I’ve met a lot of great people during my journey as a coach. The lion’s share of these individuals possessed great ability and solid credentials. Above all — I feel they possessed a sincere passion for their work. But, there was only one glaring problem. Most of them held a really bad job. These roles may not have been bad for another individual. However, the match was undoubtedly the wrong one for them.
This is usually the point where we would cross paths — a moment in their career when they were intensely unhappy at work.
Sometimes this presented as an entire department or team. Either the group was grossly under-performing, secretly plotting their exit, or half of them had already walked out the door. The jobs these individuals held had often led to feelings of anger, bewilderment, disappointment, stress — and in some cases, despair.
No matter how far they had traveled in life, what institution they had attended, industry or personality — the stories are strikingly similar.
Work just wasn’t what it should be, or could be.
It is highly unfortunate. As a coach— this is the normal state of affairs. I rarely interview happy potential clients. I want that to stop. Now.
Of course, the state of today’s organizations plays a role in this dynamic. Certain elements of work life have evolved over time — and the social contract that once allowed us to count on longer-term employment, has been replaced by a quite a different scenario. The economy has made for some unusual job-person mismatches.
However, we are right in the thick of it all. We contribute to the malaise, because we succumb and feel immobilized.
Back in the 90’s there was a long-running television sitcom called Murphy Brown. The name sake of the show, Ms. Brown (played brilliantly by Candace Bergen) was a high-flying, highly opinionated, hot-tempered news reporter — whose over-riding style was to “kick butt and take names”. She was beautiful, witty and well-spoken. However, Ms. Brown also had a penchant for burning through assistants (during the course of the series she had 93 of them). She was, by most standards, a really lousy boss. For most of us, this situation would have been impossible to navigate. She was completely impossible to work for, and this element was a running (and highly entertaining) sub-plot of the show.
However, the really peculiar thing about all of this, was that even though her reputation preceded her — another assistant always appeared outside of her office on Monday morning. (On some level that bothered me. In the real world, I’d like to think that we would have known better.)
Inevitably, we don’t always see the signs of a poor fit. When we do see things for what they are — we’re just not sure how to act. Then work life can develop into what someone aptly described to me, as a “soul sucking” experience.
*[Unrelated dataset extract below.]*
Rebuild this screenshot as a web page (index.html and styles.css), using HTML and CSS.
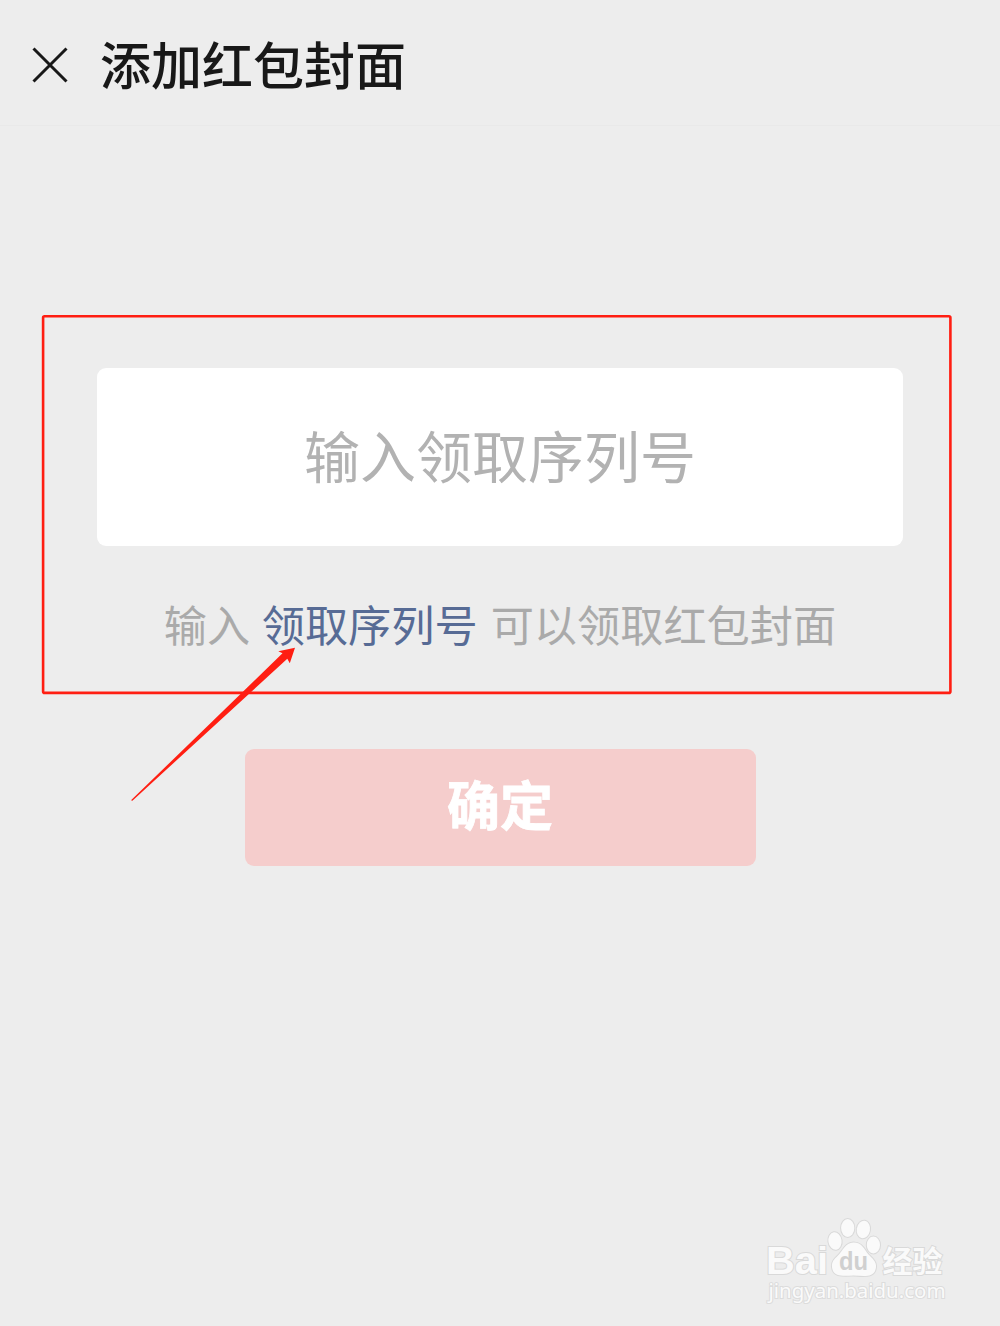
FILE: index.html
```html
<!DOCTYPE html>
<html lang="zh-CN">
<head>
    <title>添加红包封面</title>
    <meta charset="utf-8">
    <meta name="viewport" content="width=device-width, initial-scale=1">
    <link rel="stylesheet" href="styles.css">
</head>
<body>
    <header class="header">
        <svg class="close" viewBox="0 0 36 36">
            <path d="M1.5 1.5 L34.5 34.5 M34.5 1.5 L1.5 34.5" />
        </svg>
        <h1>添加红包封面</h1>
    </header>

    <main class="content">
        <input class="serial" type="text" placeholder="输入领取序列号">
        <p class="hint">输入<a class="link">领取序列号</a>可以领取红包封面</p>
        <button class="btn">确定</button>
    </main>

    <!-- red frame and arrow -->
    <svg class="marks" viewBox="0 0 1000 1326">
        <rect x="43.1" y="316.3" width="907.3" height="376.6" rx="1.5" />
        <path d="M131 800.3 L132.4 800.8 L287.3 658.7 L289.8 663.2 L295 647.8 L278.3 651.2 L282.5 653.3 Z" />
    </svg>

    <div class="watermark">
        <svg viewBox="0 0 200 100">
            <g class="logo">
                <text class="bai" x="16" y="64" textLength="62" lengthAdjust="spacingAndGlyphs">Bai</text>
                <ellipse cx="85" cy="31" rx="6.6" ry="8.8" transform="rotate(-8 85 31)" />
                <ellipse cx="97.7" cy="18" rx="6.6" ry="9" />
                <ellipse cx="113.4" cy="19.5" rx="6.6" ry="8.8" transform="rotate(10 113.4 19.5)" />
                <ellipse cx="123.4" cy="35" rx="6.6" ry="8.5" />
                <path d="M103.5 32.5 C95 32.5 93 41 87.500 46 C83 50 81.500 53 82 57 C83 67 92 66 103.500 65.500 C115 66 125 68 126 57 C126.500 52 123 49 118.500 44.500 C114 39 112 32.500 103.500 32.500 Z" />
                <text class="cn" x="132.5" y="61.5" textLength="60" lengthAdjust="spacingAndGlyphs">经验</text>
            </g>
            <text class="du" x="89" y="60" textLength="29" lengthAdjust="spacingAndGlyphs">du</text>
            <text class="site" x="18.5" y="88" textLength="177" lengthAdjust="spacingAndGlyphs">jingyan.baidu.com</text>
        </svg>
    </div>
</body>
</html>
```

FILE: styles.css
```css
* {
    box-sizing: border-box;
}
body {
    position: relative;
    margin: 0;
    height: 1326px;
    overflow: hidden;
    background-color: #ededed;
    font-family: "Noto Sans CJK SC", sans-serif;
}
.header {
    display: flex;
    align-items: center;
    height: 126px;
    padding: 0 32px;
    border-bottom: 1px solid #e9e9e9;
}
.close {
    width: 36px;
    height: 36px;
    margin: 4px 32px 0 0;
    fill: none;
    stroke: #181818;
    stroke-width: 3;
}
h1 {
    margin: 0;
    color: #181818;
    font-size: 51px;
    font-weight: 500;
    line-height: 74px;
}
.content {
    display: flex;
    flex-direction: column;
    align-items: center;
    padding-top: 242px;
}
.serial {
    width: 806px;
    height: 178px;
    padding: 0 0 8px;
    border: none;
    border-radius: 9px;
    background: white;
    font-family: inherit;
    font-size: 56px;
    text-align: center;
}
.serial::placeholder {
    color: #b2b2b2;
    opacity: 1;
}
.hint {
    margin: 45px 0 0;
    color: #aaa;
    font-size: 43.2px;
    line-height: 64px;
    white-space: nowrap;
}
.link {
    margin: 0 13px 0 11.5px;
    color: #576b95;
}
.btn {
    width: 511px;
    height: 117px;
    margin-top: 94px;
    padding: 0 0 10px;
    border: none;
    border-radius: 9px;
    background: #f5cdcc;
    color: white;
    font-family: inherit;
    font-size: 53px;
    font-weight: bold;
    -webkit-text-stroke: 0.8px white;
}
.marks {
    position: absolute;
    top: 0;
    left: 0;
    width: 1000px;
    height: 1326px;
    pointer-events: none;
}
.marks rect {
    fill: none;
    stroke: #ff1e12;
    stroke-width: 2.6;
}
.marks path {
    fill: #ff1e12;
}
.watermark {
    position: absolute;
    left: 750px;
    top: 1210px;
    width: 200px;
    height: 100px;
}
.logo {
    fill: #fafafa;
    stroke: #d9d9d9;
    stroke-width: 2;
    paint-order: stroke;
}
.bai {
    font: bold 39px "Liberation Sans", sans-serif;
}
.cn {
    font: bold 30px "Noto Sans CJK SC", sans-serif;
}
.du {
    fill: #d0d0d0;
    font: bold 25px "Liberation Sans", sans-serif;
}
.site {
    fill: #fafafa;
    stroke: #dcdcdc;
    stroke-width: 2;
    paint-order: stroke;
    font: 19px "Noto Sans", sans-serif;
}
```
Each time I connect with a new client, I marvel at how great people have such negative experiences in the workplace. I’ve not only come to the conclusion that there are a lot mismatches out there. I have also come to realize that we play a role in this dynamic. We don’t craft the rules, but we insist on playing by the rules. I fear this can be quite dangerous.
In many cases, even though we are suffering, we feel the need to seek permission to move on. That’s the role I often seem to play. I offer permission to be happy at work. But, we can offer that to ourselves.
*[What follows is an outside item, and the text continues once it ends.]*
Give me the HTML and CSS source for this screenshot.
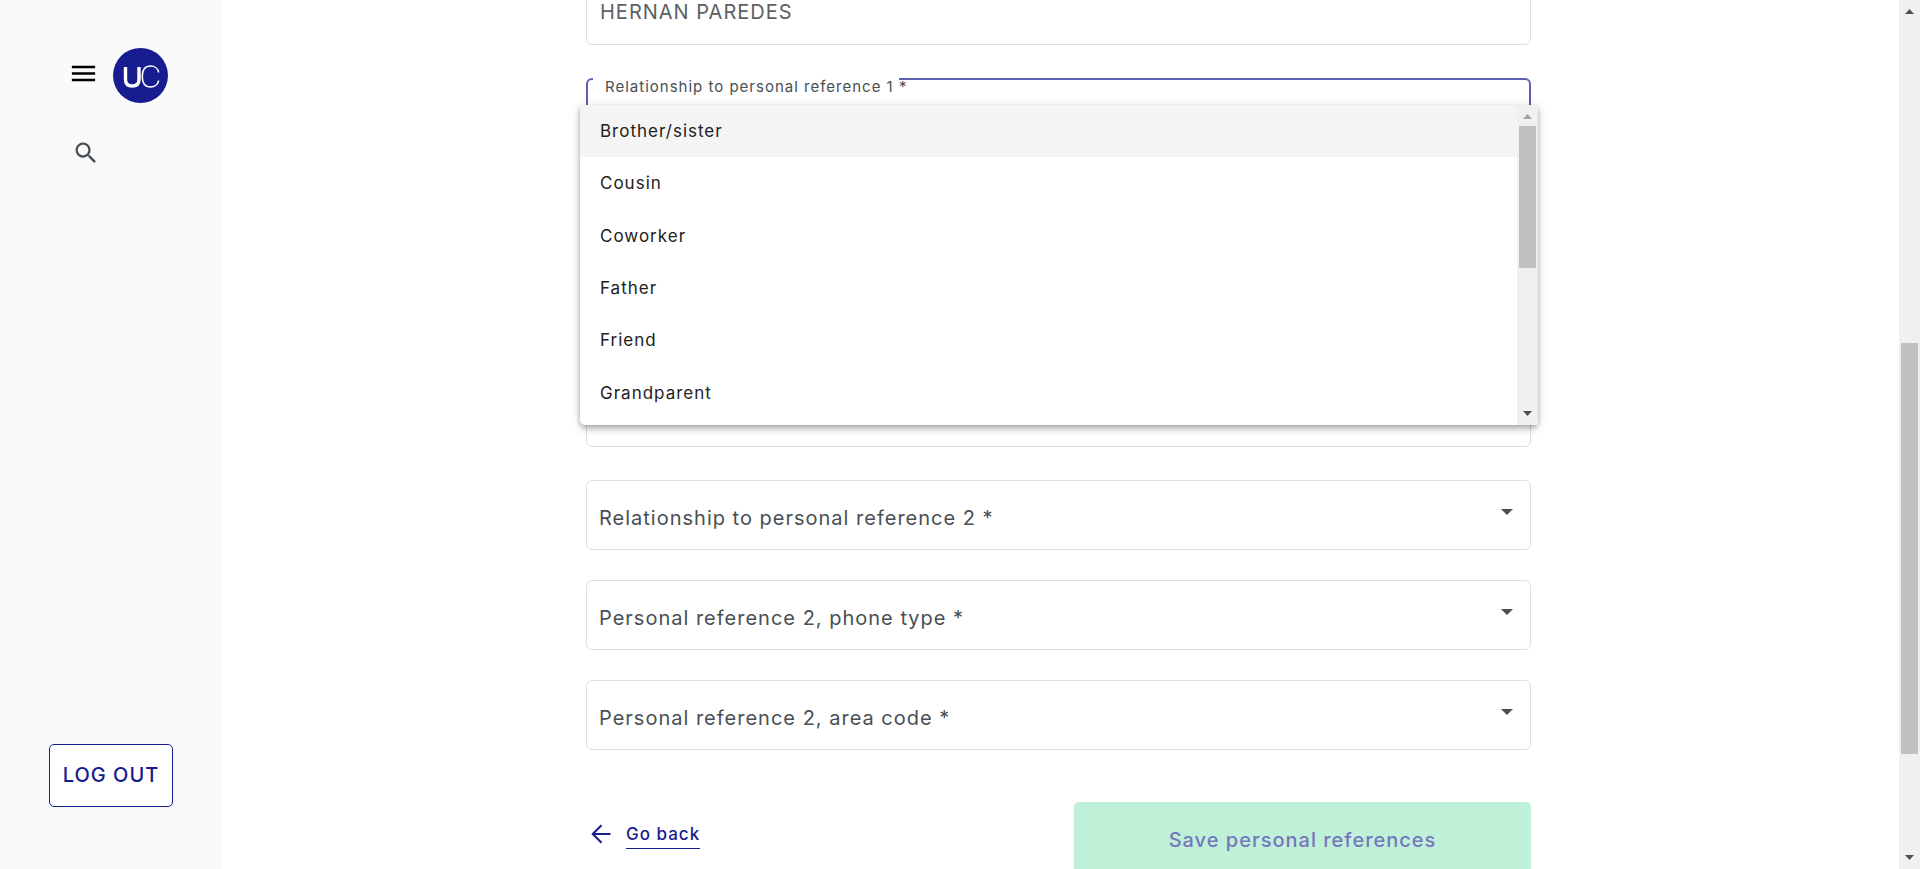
FILE: index.html
```html
<!DOCTYPE html>
<html lang="en">
<head>
<meta charset="utf-8">
<meta name="viewport" content="width=device-width, initial-scale=1">
<title>Personal references</title>
<link rel="stylesheet" href="styles.css">
</head>
<body>
<div class="app">
  <aside class="sidebar">
    <div class="brand">
      <button class="icon-button" type="button" aria-label="Menu">
        <svg class="icon-menu" viewBox="0 0 24 24"><path d="M3 18h18v-2H3v2zm0-5h18v-2H3v2zm0-7v2h18V6H3z"/></svg>
      </button>
      <a class="logo" href="#" aria-label="Home">
        <svg viewBox="0 0 55 55">
          <circle cx="27.5" cy="27.5" r="27.5" fill="#171c8f"/>
          <path d="M12.500 19v12.500q0 6.500 6.750 6.500t6.750-6.500V19" fill="none" stroke="#fff" stroke-width="3.400"/>
          <path d="M45.700 24.500C45 20.500 41.500 18 37.700 18C32.500 18 29.300 21.500 29.300 28.500S32.500 39 37.700 39C41.500 39 45 36.500 45.700 32.500" fill="none" stroke="#fff" stroke-width="1.500"/>
        </svg>
      </a>
    </div>
    <button class="icon-button search" type="button" aria-label="Search">
      <svg class="icon-search" viewBox="0 0 24 24"><path d="M15.500 14h-.79l-.28-.27A6.471 6.471 0 0 0 16 9.500 6.500 6.500 0 1 0 9.500 16c1.610 0 3.090-.59 4.230-1.570l.27.28v.79l5 4.990L20.490 19l-4.990-5zm-6 0C7.010 14 5 11.990 5 9.500S7.010 5 9.500 5 14 7.010 14 9.500 11.990 14 9.500 14z"/></svg>
    </button>
    <button class="logout" type="button">LOG OUT</button>
  </aside>

  <main class="content">
    <form class="form">
      <div class="field field-text">
        <input class="control" type="text" value="HERNAN PAREDES" aria-label="Name of personal reference 1">
      </div>

      <div class="field field-open">
        <select class="control" id="relationship1"></select>
        <span class="notch"></span>
        <label class="label-float" for="relationship1">Relationship to personal reference 1 *</label>
        <div class="panel">
          <ul class="options" role="listbox">
            <li class="option option-active" role="option" aria-selected="true">Brother/sister</li>
            <li class="option" role="option">Cousin</li>
            <li class="option" role="option">Coworker</li>
            <li class="option" role="option">Father</li>
            <li class="option" role="option">Friend</li>
            <li class="option" role="option">Grandparent</li>
          </ul>
          <div class="scrollbar">
            <svg class="scroll-arrow arrow-muted" viewBox="0 0 21 21"><path d="M6 14h9L10.500 9z"/></svg>
            <div class="scroll-track"><div class="panel-thumb"></div></div>
            <svg class="scroll-arrow" viewBox="0 0 21 21"><path d="M6 7h9l-4.500 5z"/></svg>
          </div>
        </div>
      </div>

      <div class="field"><select class="control" aria-label="Phone type"></select></div>
      <div class="field"><select class="control" aria-label="Area code"></select></div>

      <div class="field field-text">
        <input class="control" type="text" aria-label="Name of personal reference 2">
      </div>

      <div class="field">
        <select class="control" id="relationship2"></select>
        <label class="label" for="relationship2">Relationship to personal reference 2 *</label>
        <svg class="caret" viewBox="0 0 12 6"><path d="M0 0h12L6 6z"/></svg>
      </div>
      <div class="field">
        <select class="control" id="phone2"></select>
        <label class="label" for="phone2">Personal reference 2, phone type *</label>
        <svg class="caret" viewBox="0 0 12 6"><path d="M0 0h12L6 6z"/></svg>
      </div>
      <div class="field">
        <select class="control" id="area2"></select>
        <label class="label" for="area2">Personal reference 2, area code *</label>
        <svg class="caret" viewBox="0 0 12 6"><path d="M0 0h12L6 6z"/></svg>
      </div>

      <div class="actions">
        <a class="back" href="#">
          <svg class="icon-back" viewBox="0 0 20 20"><path d="M19.500 10H2M10.500 1.200L1.700 10l8.800 8.800" fill="none" stroke="#171c8f" stroke-width="2"/></svg>
          <span class="back-text">Go back</span>
        </a>
        <button class="save" type="submit" disabled>Save personal references</button>
      </div>
    </form>
  </main>

  <div class="scrollbar">
    <svg class="scroll-arrow" viewBox="0 0 21 21"><path d="M6 14h9L10.500 9z"/></svg>
    <div class="scroll-track page-track"><div class="page-thumb"></div></div>
    <svg class="scroll-arrow" viewBox="0 0 21 21"><path d="M6 7h9l-4.500 5z"/></svg>
  </div>
</div>
</body>
</html>
```

FILE: styles.css
```css
* {
  box-sizing: border-box;
}

body {
  margin: 0;
  background: #fff;
  color: #484f54;
  font-family: Inter, "Liberation Sans", sans-serif;
  font-size: 20px;
  letter-spacing: 1px;
}

button,
input,
select {
  font: inherit;
  letter-spacing: inherit;
}

.app {
  display: flex;
  height: 100vh;
  overflow: hidden;
}

.sidebar {
  display: flex;
  flex: none;
  flex-direction: column;
  align-items: flex-start;
  width: 223px;
  padding: 48px 49px 62px;
  background: #fafafa;
}

.brand {
  display: flex;
  align-items: center;
  gap: 14px;
  padding-left: 19px;
}

.icon-button {
  display: block;
  padding: 0;
  border: 0;
  background: none;
}

.icon-button svg,
.logo svg {
  display: block;
}

.icon-menu {
  width: 31px;
  height: 31px;
  margin-bottom: 4px;
}

.logo svg {
  width: 55px;
  height: 55px;
}

.search {
  margin: 36px 0 0 23px;
}

.icon-search {
  width: 28px;
  height: 28px;
  fill: #484f54;
}

.logout {
  width: 124px;
  height: 63px;
  margin-top: auto;
  padding: 0 0 2px;
  border: 1px solid #171c8f;
  border-radius: 5px;
  background: #fff;
  color: #171c8f;
  font-weight: 500;
}

.content {
  flex: 1;
  min-width: 0;
  padding-right: 5px;
}

.form {
  display: flex;
  flex-direction: column;
  gap: 30px;
  max-width: 945px;
  margin: -24px auto 0;
}

.field {
  position: relative;
  height: 70px;
}

.field-text {
  height: 69px;
  margin-bottom: 3px;
}

.control {
  display: block;
  width: 100%;
  height: 100%;
  padding: 2px 13px 0;
  border: 1px solid #dedfe0;
  border-radius: 6px;
  outline: 0;
  background: #fff;
  color: #5b6165;
  appearance: none;
}

.label {
  position: absolute;
  top: 3px;
  left: 13px;
  line-height: 70px;
  pointer-events: none;
}

.caret {
  position: absolute;
  top: 29px;
  right: 18px;
  width: 12px;
  height: 6px;
  fill: #484f54;
}

.field-open {
  z-index: 1;
}

.field-open .control {
  border: 2px solid #5d60b1;
}

.notch {
  position: absolute;
  top: 0;
  left: 7px;
  width: 306px;
  height: 2px;
  background: #fff;
}

.label-float {
  position: absolute;
  top: 0;
  left: 19px;
  font-size: 15px;
  line-height: 17px;
}

.panel {
  position: absolute;
  top: 27px;
  right: -7px;
  left: -6px;
  display: flex;
  height: 320px;
  border-radius: 0 0 5px 5px;
  background: #fff;
  box-shadow: 0 2px 5px -1px rgba(0, 0, 0, 0.24), 0 5px 6px rgba(0, 0, 0, 0.14), 0 1px 12px rgba(0, 0, 0, 0.12);
}

.options {
  display: grid;
  flex: 1;
  grid-auto-rows: 1fr;
  height: 314px;
  margin: 0;
  padding: 0;
  list-style: none;
}

.option {
  display: flex;
  align-items: center;
  padding: 0 20px;
  color: #212121;
  font-size: 17px;
}

.option-active {
  background: #f4f4f4;
}

.scrollbar {
  display: flex;
  flex: none;
  flex-direction: column;
  width: 21px;
  background: #f0f0f0;
}

.scroll-arrow {
  width: 21px;
  height: 21px;
  fill: #505050;
}

.arrow-muted {
  fill: #a3a3a3;
}

.scroll-track {
  flex: 1;
  padding: 0 2px;
}

.panel-thumb {
  height: 51%;
  background: #c1c1c1;
}

.page-track {
  display: grid;
  grid-template-rows: 322fr 411fr 94fr;
}

.page-thumb {
  grid-row: 2;
  background: #c1c1c1;
}

.actions {
  display: grid;
  grid-template-columns: 1fr 457px;
  align-items: start;
  margin-top: 22px;
}

.back {
  display: flex;
  align-items: center;
  justify-self: start;
  gap: 15px;
  margin: 18px 0 0 5px;
  color: #171c8f;
  font-size: 17px;
  font-weight: 500;
  text-decoration: none;
}

.icon-back {
  width: 20px;
  height: 20px;
  margin-bottom: 2px;
}

.back-text {
  border-bottom: 1px solid #171c8f;
  line-height: 28px;
}

.save {
  height: 76px;
  border: 0;
  border-radius: 5px;
  background: #bff0d8;
  color: #7677bc;
  font-weight: 500;
}
```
As they say, “You’ve had the power all along”.
It can be difficult to explain how these work life scenarios have evolved. We know that recruitment and selection aren’t perfect processes — this is a given. In many cases, we have a clue that things are not right. We may have been hopeful that we could master the situation, or that things would miraculously resolve. But in many cases, this doesn’t happen. As a result, we remain stuck and unhappy.
Many of us do not think it is even possible to claim a better work life. I’d like to think we can change that dynamic.
So let’s at least try.
Have you ever been stuck? What caused you to finally act?